→ PROBLEM TO SOLVE: Find all lines in the listing that include the word "React", then copy them.

→ DATA LINES:

......

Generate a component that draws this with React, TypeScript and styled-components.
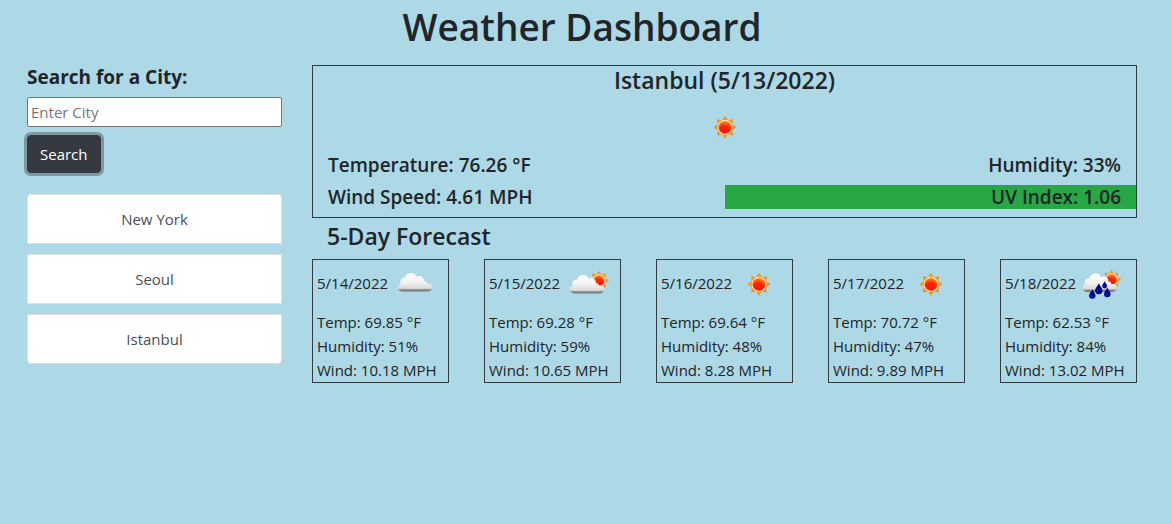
import React from "react";
import styled, { createGlobalStyle } from "styled-components";

const GlobalStyle = createGlobalStyle`
  *, *::before, *::after { box-sizing: border-box; }
  body {
    margin: 0;
    background: #add8e6;
    color: #212529;
    font-family: "Open Sans", "Noto Sans", sans-serif;
    font-size: 15px;
    line-height: 24px;
  }
`;

const Page = styled.div`
  max-width: 1172px;
  margin: 0 auto;
  padding: 3px 35px 24px 27px;
`;

const Title = styled.h1`
  margin: 0 0 14px;
  font-size: 37px;
  font-weight: 600;
  line-height: 48px;
  text-align: center;
`;

const Columns = styled.div`
  display: grid;
  grid-template-columns: minmax(0, 17fr) minmax(0, 55fr);
  gap: 30px;
  align-items: start;
`;

const SearchForm = styled.form`
  display: flex;
  flex-direction: column;
  align-items: flex-start;
  gap: 8px;
`;

const SearchLabel = styled.label`
  font-size: 19px;
  font-weight: 700;
`;

const SearchInput = styled.input`
  width: 100%;
  height: 30px;
  padding: 1px 3px;
  border: 1px solid #767676;
  border-radius: 2px;
  background: #fff;
  color: inherit;
  font: inherit;
  &::placeholder { color: #757575; }
`;

const SearchButton = styled.button`
  padding: 6px 12px;
  border: 1px solid #343a40;
  border-radius: 4px;
  background: #343a40;
  color: #fff;
  font: inherit;
  box-shadow: 0 0 0 3px rgba(82, 88, 93, 0.5);
  cursor: pointer;
`;

const History = styled.div`
  display: flex;
  flex-direction: column;
  gap: 10px;
  margin-top: 21px;
`;

const HistoryButton = styled.button`
  padding: 12px 20px;
  border: 1px solid #dfdfdf;
  background: #fff;
  color: #495057;
  font: inherit;
  cursor: pointer;
  &:first-child { border-radius: 4px 4px 0 0; }
  &:last-child { border-radius: 0 0 4px 4px; }
`;

const Current = styled.section`
  display: flex;
  flex-direction: column;
  align-items: center;
  border: 1px solid #343a40;
`;

const Heading = styled.h2<{ $section?: boolean }>`
  margin: ${(p) => (p.$section ? "4px 15px 8px" : "0 0 8px")};
  font-size: 23px;
  font-weight: 600;
  line-height: 29px;
`;

const Stats = styled.div`
  display: grid;
  grid-template-columns: 1fr 1fr;
  row-gap: 8px;
  width: 100%;
  padding-bottom: 8px;
`;

const Stat = styled.div<{ $right?: boolean; $uv?: boolean }>`
  padding: 0 15px;
  background: ${(p) => (p.$uv ? "#28a745" : "transparent")};
  font-size: 19px;
  font-weight: 600;
  text-align: ${(p) => (p.$right ? "right" : "left")};
`;

const Forecast = styled.div`
  display: grid;
  grid-template-columns: repeat(5, minmax(0, 1fr));
  gap: 35px;
`;

const DayCard = styled.article`
  padding: 0 4px;
  border: 1px solid #343a40;
  white-space: nowrap;
`;

const DayHead = styled.div`
  display: flex;
  align-items: center;
  justify-content: space-between;
  margin-right: 4px;
`;

const DayDate = styled.span`
  padding-bottom: 4px;
`;

const Icon = styled.svg`
  display: block;
  flex: none;
  width: 50px;
  height: 50px;
`;

type Kind = "sun" | "cloud" | "partly" | "rain";

const RAYS = [0, 45, 90, 135, 180, 225, 270, 315];

const Sun = ({ x, y, scale = 1 }: { x: number; y: number; scale?: number }) => (
  <g transform={`translate(${x} ${y}) scale(${scale})`}>
    {RAYS.map((a) => (
      <path key={a} d="M-3 -7 L3 -7 L.5 -11 L-.5 -11 Z" fill="#f2962a" transform={`rotate(${a})`} />
    ))}
    <circle r="7.5" fill="#ffe3b0" />
    <circle r="6.4" fill="url(#core)" />
  </g>
);

const Cloud = ({ x, y }: { x: number; y: number }) => (
  <path
    transform={`translate(${x} ${y})`}
    fill="url(#cloud)"
    d="M4 19 C-.8 18.5 -1 12.5 2.6 11 C1.8 7 4 5 7 5.3 C8.5 -.8 17 -.8 18.6 4.2 C22 2.4 26 4.5 26 8.6 C28 8.4 28.6 9.5 28.8 10.9 C33.5 10.7 35.3 13.5 34 16 C33.3 18 32 19 30 19 Z"
  />
);

const Drop = ({ x, y, scale }: { x: number; y: number; scale: number }) => (
  <g transform={`translate(${x} ${y}) scale(${scale})`}>
    <path d="M0 -5 C.9 -2.6 3.2 -.9 3.2 1.4 A3.2 3.2 0 0 1 -3.2 1.4 C-3.2 -.9 -.9 -2.6 0 -5 Z" fill="#00008d" />
    <path d="M-1.4 .2 Q-1.9 2.3 -.2 3" fill="none" stroke="#2436b4" strokeWidth=".8" />
  </g>
);

const WeatherIcon = ({ kind, label }: { kind: Kind; label: string }) => (
  <Icon viewBox="0 0 50 50" role="img" aria-label={label}>
    {kind === "sun" && <Sun x={25} y={24.3} />}
    {kind === "cloud" && <Cloud x={8} y={12.5} />}
    {kind === "partly" && (
      <>
        <Sun x={37} y={20.5} scale={0.85} />
        <Cloud x={8} y={14.5} />
      </>
    )}
    {kind === "rain" && (
      <>
        <Sun x={33.5} y={19.5} scale={0.85} />
        <Cloud x={4.5} y={13} />
        <Drop x={14.3} y={34.2} scale={1} />
        <Drop x={20.8} y={29} scale={1.15} />
        <Drop x={26.6} y={25} scale={0.75} />
        <Drop x={29.3} y={32.6} scale={1} />
      </>
    )}
  </Icon>
);

const IconPaints = () => (
  <svg width="0" height="0" style={{ display: "block" }} aria-hidden="true">
    <defs>
      <radialGradient id="core" cx=".45" cy=".85" r=".9">
        <stop offset="0" stopColor="#ff1500" />
        <stop offset=".5" stopColor="#ff2400" />
        <stop offset="1" stopColor="#ffa12b" />
      </radialGradient>
      <linearGradient id="cloud" x1="0" y1="0" x2="0" y2="1">
        <stop offset="0" stopColor="#ffffff" />
        <stop offset=".5" stopColor="#f3f3f3" />
        <stop offset=".83" stopColor="#d9d9d9" />
        <stop offset=".9" stopColor="#8c8c8c" />
        <stop offset="1" stopColor="#707478" />
      </linearGradient>
    </defs>
  </svg>
);

const cities = ["New York", "Seoul", "Istanbul"];

const days: { date: string; kind: Kind; label: string; temp: string; humidity: string; wind: string }[] = [
  { date: "5/14/2022", kind: "cloud", label: "Cloudy", temp: "69.85", humidity: "51", wind: "10.18" },
  { date: "5/15/2022", kind: "partly", label: "Partly cloudy", temp: "69.28", humidity: "59", wind: "10.65" },
  { date: "5/16/2022", kind: "sun", label: "Sunny", temp: "69.64", humidity: "48", wind: "8.28" },
  { date: "5/17/2022", kind: "sun", label: "Sunny", temp: "70.72", humidity: "47", wind: "9.89" },
  { date: "5/18/2022", kind: "rain", label: "Rain", temp: "62.53", humidity: "84", wind: "13.02" },
];

export default function App() {
  return (
    <Page>
      <GlobalStyle />
      <IconPaints />
      <Title>Weather Dashboard</Title>
      <Columns>
        <aside>
          <SearchForm onSubmit={(e) => e.preventDefault()}>
            <SearchLabel htmlFor="city">Search for a City:</SearchLabel>
            <SearchInput id="city" type="text" placeholder="Enter City" />
            <SearchButton type="submit">Search</SearchButton>
          </SearchForm>
          <History>
            {cities.map((city) => (
              <HistoryButton key={city} type="button">{city}</HistoryButton>
            ))}
          </History>
        </aside>
        <main>
          <Current>
            <Heading>Istanbul (5/13/2022)</Heading>
            <WeatherIcon kind="sun" label="Sunny" />
            <Stats>
              <Stat>Temperature: 76.26 °F</Stat>
              <Stat $right>Humidity: 33%</Stat>
              <Stat>Wind Speed: 4.61 MPH</Stat>
              <Stat $right $uv>UV Index: 1.06</Stat>
            </Stats>
          </Current>
          <Heading $section>5-Day Forecast</Heading>
          <Forecast>
            {days.map((d) => (
              <DayCard key={d.date}>
                <DayHead>
                  <DayDate>{d.date}</DayDate>
                  <WeatherIcon kind={d.kind} label={d.label} />
                </DayHead>
                <div>Temp: {d.temp} °F</div>
                <div>Humidity: {d.humidity}%</div>
                <div>Wind: {d.wind} MPH</div>
              </DayCard>
            ))}
          </Forecast>
        </main>
      </Columns>
    </Page>
  );
}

......

→ RESPONSE:
Generate a component that draws this with React, TypeScript and styled-components.
import React from "react";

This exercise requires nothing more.